You might also get a bit of a kick from witnessing the many things considered cool back in the 2000’s, including the third game’s skateboarding (complete with cringe-worthy dialog) and the snarky, confident and smug attitude that Spyro himself has.

Throughout all three games, Insomniac’s ability to craft entertaining platformers almost never wavered with almost every level delivering plenty of fun, aside from perhaps just one or two duff notes. It’s a massive compliment to them that games this old can be brought into the modern day with minimal gameplay changes and still feel great to play. 

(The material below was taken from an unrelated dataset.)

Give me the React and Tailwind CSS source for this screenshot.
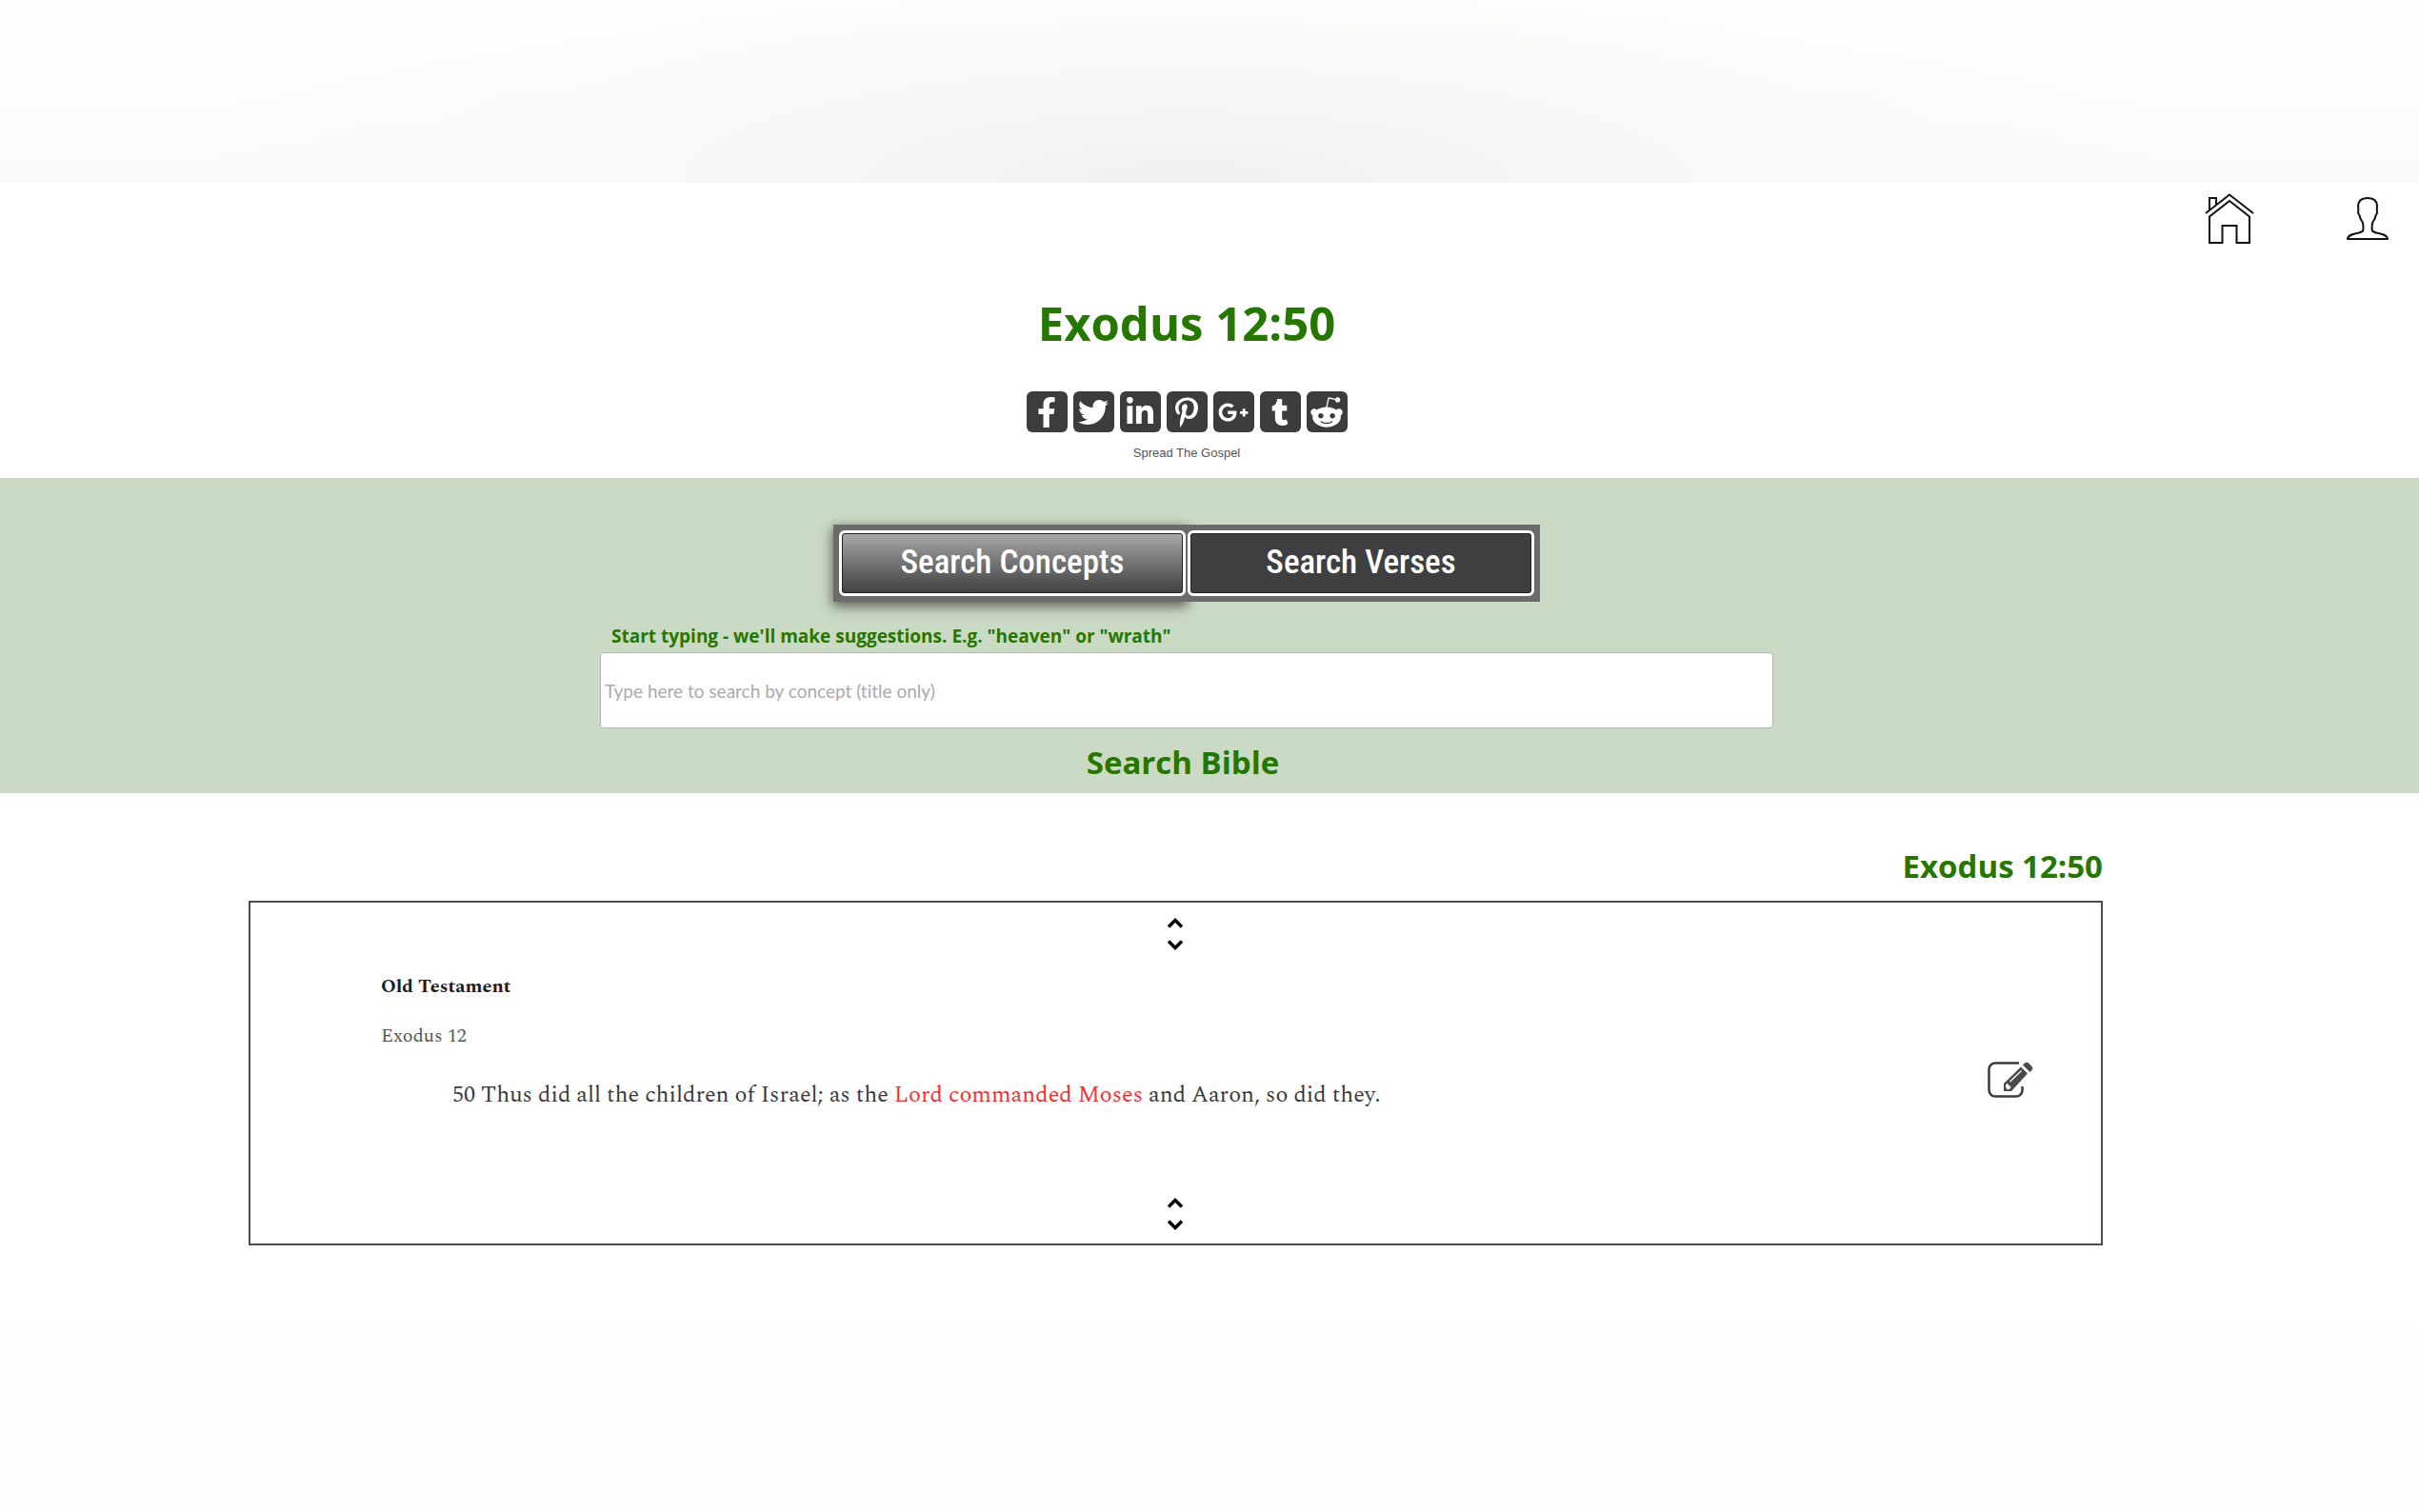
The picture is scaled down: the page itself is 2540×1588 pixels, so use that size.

But there are a few things I wish Toys for Bob had tidied up a little more. Swimming and flying both feel a bit imprecise, for example, which can lead to some frustrating moments,  especially in the dedicated flying levels that pop up from time to time. Likewise, the shift in camera when you begin a ram makes aiming harder than it should be and that can cause some silly moments where you miss several attacks against an enemy standing right next to you.

Outside of those small issues, however, there’s very little I can actually fault that isn’t simply a direct result of the trilogy’s age and therefore somewhat unfair to criticise too much. We’ve been pretty luck this year with a slew of great releases, but Spyro is such a refreshing change of pace from the more complex, intense or outright dense games out there. It’s so easy to just relax and enjoy the bright world, the simple yet satisfying mechanics and smile at how lighthearted it all is.

You won’t be surprised to learn, then, that Spyro: The Reignited Trilogy is getting a recommendation as I believe it’s a stellar game (or games) for both fans of the original trilogy and for new gamers who want to see what the fuss is about. Provided you go in with the right expectations of a 2000-era platformer then you’re going to have a great time.